#### Your objective
Search the material below for the word "Tailwind". Copy every line that has it.

#### Extracted records
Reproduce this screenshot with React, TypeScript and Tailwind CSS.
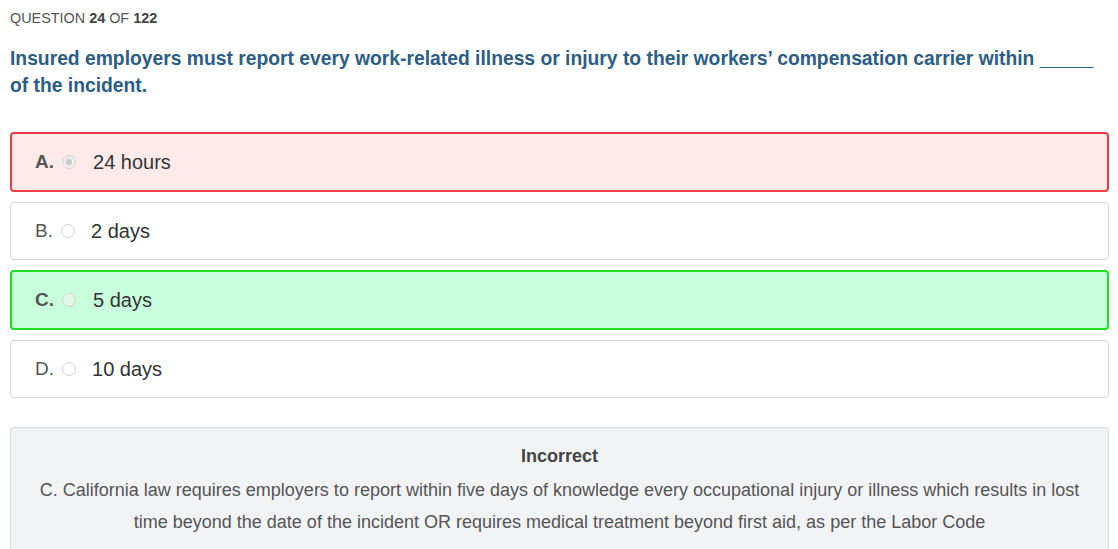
* * *
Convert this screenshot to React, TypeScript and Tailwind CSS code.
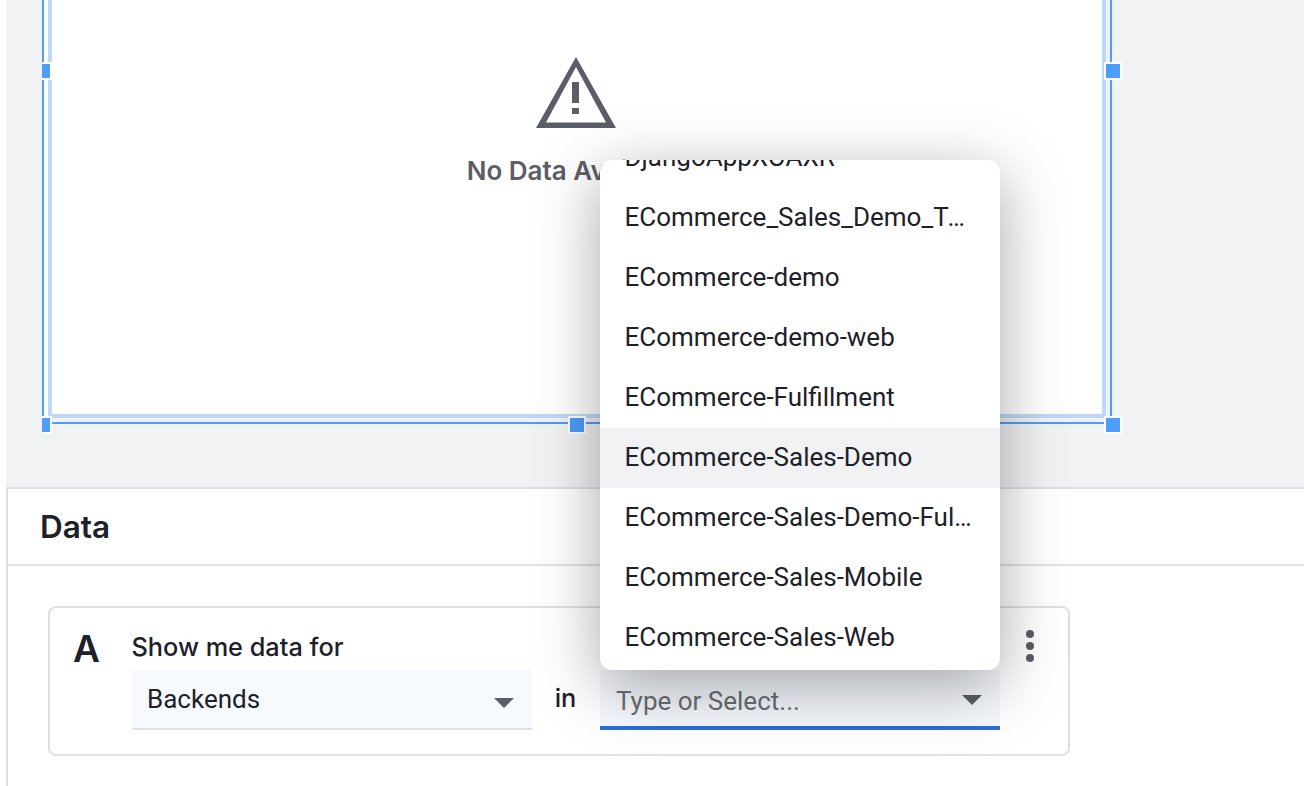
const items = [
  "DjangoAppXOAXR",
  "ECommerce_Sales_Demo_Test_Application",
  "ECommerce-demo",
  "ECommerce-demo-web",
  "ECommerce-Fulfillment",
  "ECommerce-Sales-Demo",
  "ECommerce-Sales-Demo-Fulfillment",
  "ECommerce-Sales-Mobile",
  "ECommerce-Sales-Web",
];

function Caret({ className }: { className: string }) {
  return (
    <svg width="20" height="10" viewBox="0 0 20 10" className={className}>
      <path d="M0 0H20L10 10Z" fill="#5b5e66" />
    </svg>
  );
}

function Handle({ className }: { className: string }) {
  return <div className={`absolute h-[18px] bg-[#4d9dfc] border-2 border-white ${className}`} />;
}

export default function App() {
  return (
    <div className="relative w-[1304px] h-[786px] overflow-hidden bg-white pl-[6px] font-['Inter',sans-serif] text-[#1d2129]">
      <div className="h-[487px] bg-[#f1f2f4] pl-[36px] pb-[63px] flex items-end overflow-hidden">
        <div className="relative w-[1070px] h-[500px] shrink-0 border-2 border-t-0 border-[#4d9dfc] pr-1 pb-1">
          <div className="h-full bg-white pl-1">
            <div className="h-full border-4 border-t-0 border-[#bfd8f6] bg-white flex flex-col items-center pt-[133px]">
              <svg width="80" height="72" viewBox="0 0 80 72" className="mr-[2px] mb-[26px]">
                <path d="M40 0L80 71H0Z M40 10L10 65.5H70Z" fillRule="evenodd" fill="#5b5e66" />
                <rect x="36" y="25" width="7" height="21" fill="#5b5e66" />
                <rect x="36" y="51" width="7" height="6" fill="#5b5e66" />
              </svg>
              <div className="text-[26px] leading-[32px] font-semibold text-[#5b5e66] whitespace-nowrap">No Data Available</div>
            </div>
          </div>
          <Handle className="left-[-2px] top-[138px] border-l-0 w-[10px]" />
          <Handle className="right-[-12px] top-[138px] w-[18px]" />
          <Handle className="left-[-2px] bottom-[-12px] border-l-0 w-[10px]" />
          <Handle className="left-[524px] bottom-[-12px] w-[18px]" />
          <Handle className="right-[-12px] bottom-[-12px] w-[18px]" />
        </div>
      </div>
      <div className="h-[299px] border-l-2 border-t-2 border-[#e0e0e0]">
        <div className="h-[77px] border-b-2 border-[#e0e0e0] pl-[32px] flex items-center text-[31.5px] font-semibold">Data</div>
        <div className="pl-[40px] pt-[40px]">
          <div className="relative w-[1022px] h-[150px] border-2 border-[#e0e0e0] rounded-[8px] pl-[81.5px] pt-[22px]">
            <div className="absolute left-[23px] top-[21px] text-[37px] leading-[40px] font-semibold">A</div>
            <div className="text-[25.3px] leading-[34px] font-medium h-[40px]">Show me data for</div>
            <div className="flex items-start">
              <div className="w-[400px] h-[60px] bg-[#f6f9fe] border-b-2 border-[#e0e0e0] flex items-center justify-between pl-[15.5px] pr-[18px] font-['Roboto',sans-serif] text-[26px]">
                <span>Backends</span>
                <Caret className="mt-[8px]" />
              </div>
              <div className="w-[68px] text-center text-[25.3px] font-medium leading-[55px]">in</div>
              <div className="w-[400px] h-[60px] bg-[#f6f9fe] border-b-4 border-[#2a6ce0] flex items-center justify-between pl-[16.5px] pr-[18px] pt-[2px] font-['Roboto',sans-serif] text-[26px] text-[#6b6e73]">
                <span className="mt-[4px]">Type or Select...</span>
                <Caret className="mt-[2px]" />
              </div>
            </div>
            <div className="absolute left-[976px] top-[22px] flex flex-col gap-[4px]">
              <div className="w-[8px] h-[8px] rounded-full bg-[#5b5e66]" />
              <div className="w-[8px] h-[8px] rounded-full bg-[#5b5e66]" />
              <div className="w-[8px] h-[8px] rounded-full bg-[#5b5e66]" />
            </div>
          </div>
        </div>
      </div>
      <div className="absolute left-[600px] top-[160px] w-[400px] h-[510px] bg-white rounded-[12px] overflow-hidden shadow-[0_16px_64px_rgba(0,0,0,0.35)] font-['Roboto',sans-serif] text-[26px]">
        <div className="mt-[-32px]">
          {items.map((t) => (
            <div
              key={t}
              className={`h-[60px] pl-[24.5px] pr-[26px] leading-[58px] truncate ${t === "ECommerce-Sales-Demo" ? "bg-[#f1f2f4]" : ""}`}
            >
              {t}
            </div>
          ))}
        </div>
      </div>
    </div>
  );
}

#### Response below
Reproduce this screenshot with React, TypeScript and Tailwind CSS.
Convert this screenshot to React, TypeScript and Tailwind CSS code.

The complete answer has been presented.